Paul Harell - Jessie Stensland / Whidbey News-Times
Paul Harell
— image credit: Jessie Stensland / Whidbey News-Times

A serial rapist who broke into homes in the Oak Harbor area during the early 1990s to attack women at knifepoint has been moved from the state’s Special Commitment Center on McNeil Island to a Marysville halfway house.

Paul Harell, a 39-year-old former Navy man, terrorized North Whidbey for a six-month period from 1992 to 1993. He was finally arrested after viciously raping a 17-year-old girl in her bedroom at night.

Harell was convicted of rape in the first degree and two counts of second-degree rape with forcible compulsion. He was sentenced to 16 years and two months in prison. In all, Harell raped or sexually assaulted four women and two teenaged girls by the time he was 22 years old, according to the state’s certification for probable cause.

He was due to be released in 2009 when the state Attorney General’s Office stepped in.
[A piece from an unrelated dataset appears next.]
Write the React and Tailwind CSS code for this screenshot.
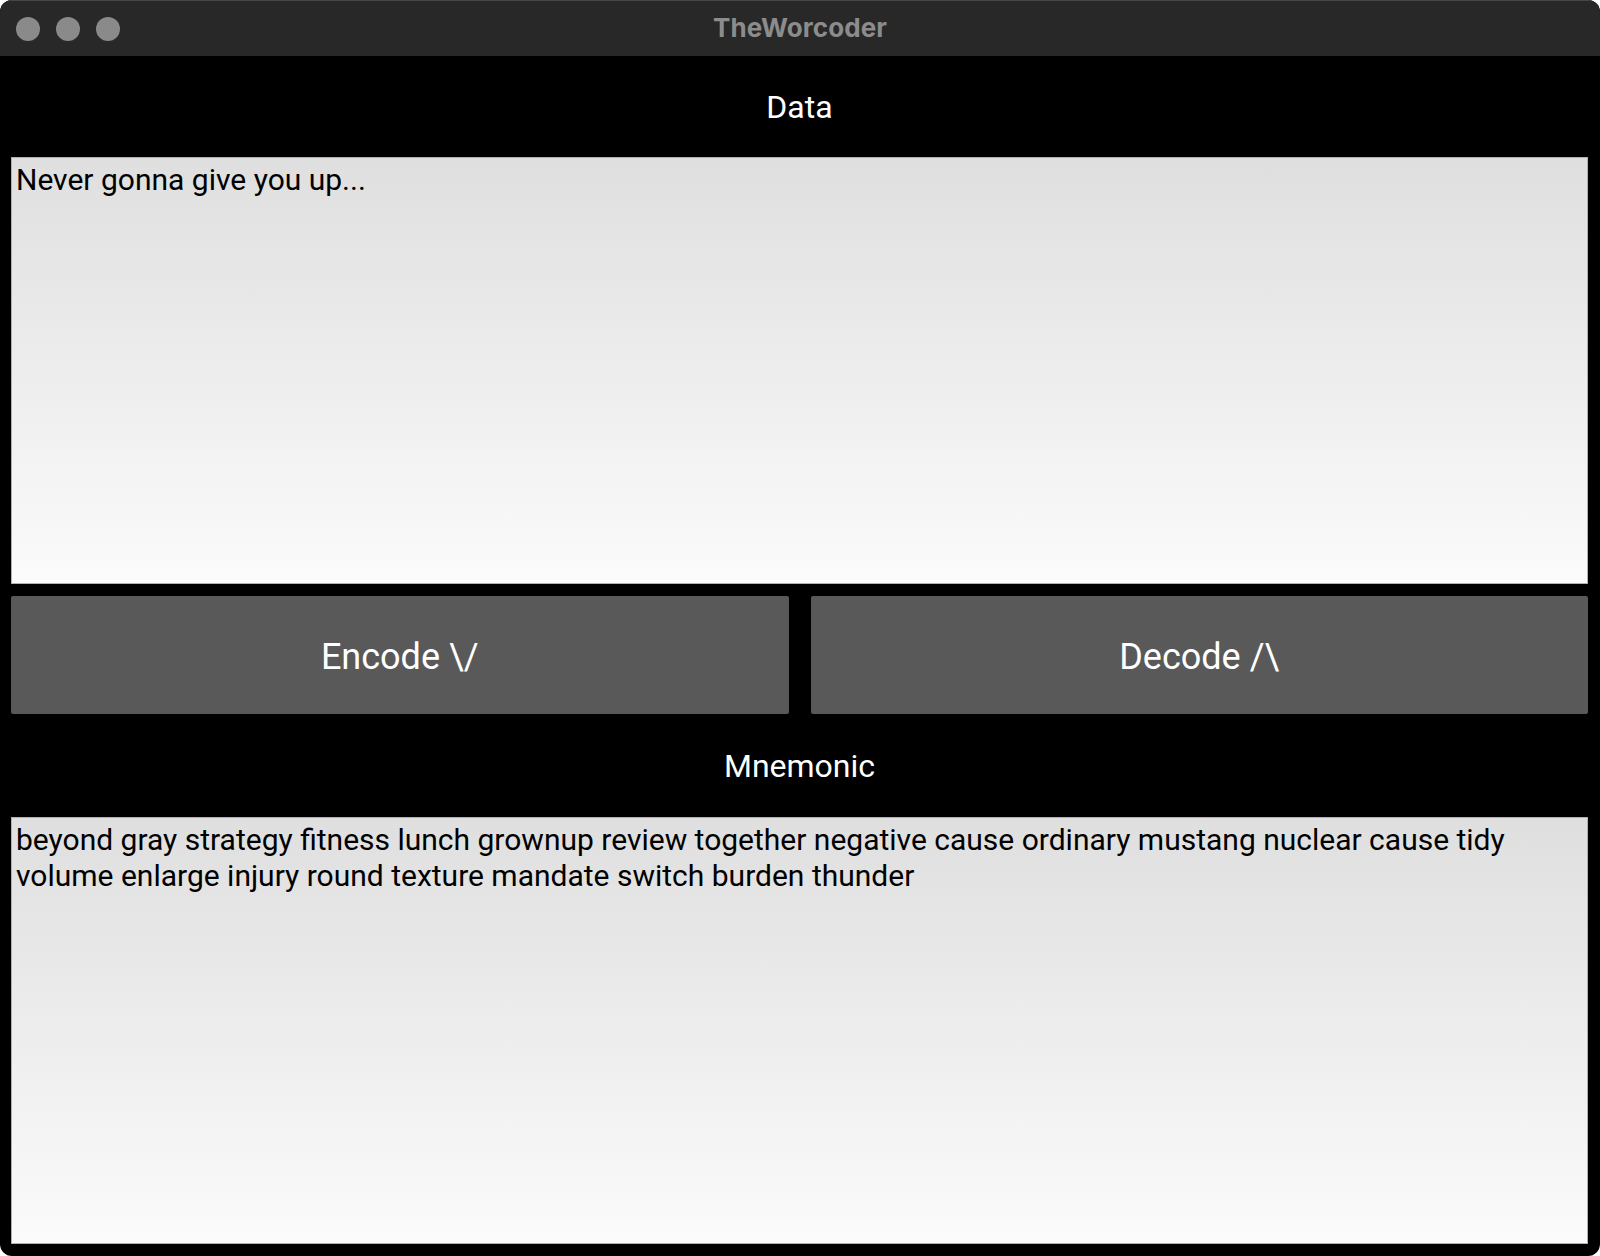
export default function App() {
  const roboto = { fontFamily: 'Roboto, "Noto Sans", sans-serif' };
  return (
    <div className="w-[1600px] h-[1256px] bg-white">
      <div className="w-full h-full rounded-[12px] overflow-hidden bg-black flex flex-col" style={roboto}>
        <div className="relative h-[56px] shrink-0 bg-[#282828] border-t border-[#474747] flex items-center">
          <div className="flex items-center gap-[16px] pl-[16px]">
            <div className="w-[24px] h-[24px] rounded-full bg-[#8a8a8a]" />
            <div className="w-[24px] h-[24px] rounded-full bg-[#8a8a8a]" />
            <div className="w-[24px] h-[24px] rounded-full bg-[#8a8a8a]" />
          </div>
          <div className="absolute inset-0 flex items-center justify-center pb-[2px]">
            <div className="text-[26px] font-bold text-[#8c8c8c] font-['Inter',sans-serif] tracking-[0.1px]">TheWorcoder</div>
          </div>
        </div>
        <div className="flex-1 flex flex-col pl-[11px] pr-[12px]">
          <div className="h-[101px] flex items-center justify-center text-white text-[32px]">Data</div>
          <div className="h-[427px] border border-[#b0b0b0] bg-gradient-to-b from-[#dfdfdf] to-[#fbfbfb] pl-[4px] pr-[6px] pt-[4px] text-black text-[30px] leading-[36px]">
            Never gonna give you up...
          </div>
          <div className="mt-[12px] h-[118px] flex gap-[22px]">
            <div className="flex-1 bg-[#595959] rounded-[2px] flex items-center justify-center pt-[3px] text-white text-[36px]">Encode \/</div>
            <div className="flex-1 bg-[#595959] rounded-[2px] flex items-center justify-center pt-[3px] text-white text-[36px]">Decode /\</div>
          </div>
          <div className="h-[103px] flex items-center justify-center text-white text-[32px]">Mnemonic</div>
          <div className="h-[427px] border border-[#b0b0b0] bg-gradient-to-b from-[#dfdfdf] to-[#fbfbfb] pl-[4px] pr-[6px] pt-[4px] text-black text-[30px] leading-[36px]">
            beyond gray strategy fitness lunch grownup review together negative cause ordinary mustang nuclear cause tidy volume enlarge injury round texture mandate switch burden thunder
          </div>
        </div>
      </div>
    </div>
  );
}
The office attempted to have Harell deemed a “sexually violent predator” and civilly committed to the state’s Special Commitment Center on McNeil Island.

After two years of court hearings during which time Harell has been held at the Special Commitment Center, the Attorney General’s Office and Harell’s attorney came to a compromise designed to provide Harell a road to freedom while keeping the community safe.

Harell stipulated that he meets the definition of a sexually violent predator, which means he suffers from a mental abnormality or personality disorder which makes him likely to engage in predatory acts of sexual violence if not confined in a secure facility.

The state’s 1990 sexually violent predator civil commitment statute is designed to protect the public from such “sexually violent predators.”

Brooke Burbank, the section chief for the sexually violent predator unit, explained that Harell’s attorney made a strong case that he could be managed safely in the community. Without the agreement, the Attorney General’s Office would have to go to trial to prove that Harell is a sexually violent predator, and there was a chance the office could lose and Harell would be set free.

“We felt a very tough monitoring program was better than the possibility of unconditional release,” she said.

Under the agreement finalized last month, Harell was released to a community-based “less restrictive alternative.” He will be living in the Marysville Mack House   and will receive treatment from a “sex offender treatment provider.”

In addition, Harell will have to abide by some very strict conditions. He has to live at the home, must comply with a curfew, must not leave the residence except for activities pre-approved by the court, must have a GPS monitoring device on him when he goes outside, and must log the date and time of each trip he takes outside the home.

Also, he has to undergo periodic drug screens, breathalyzer tests, polygraphs and plethysmographic assessments. He’s not allowed to have any contact with his victims.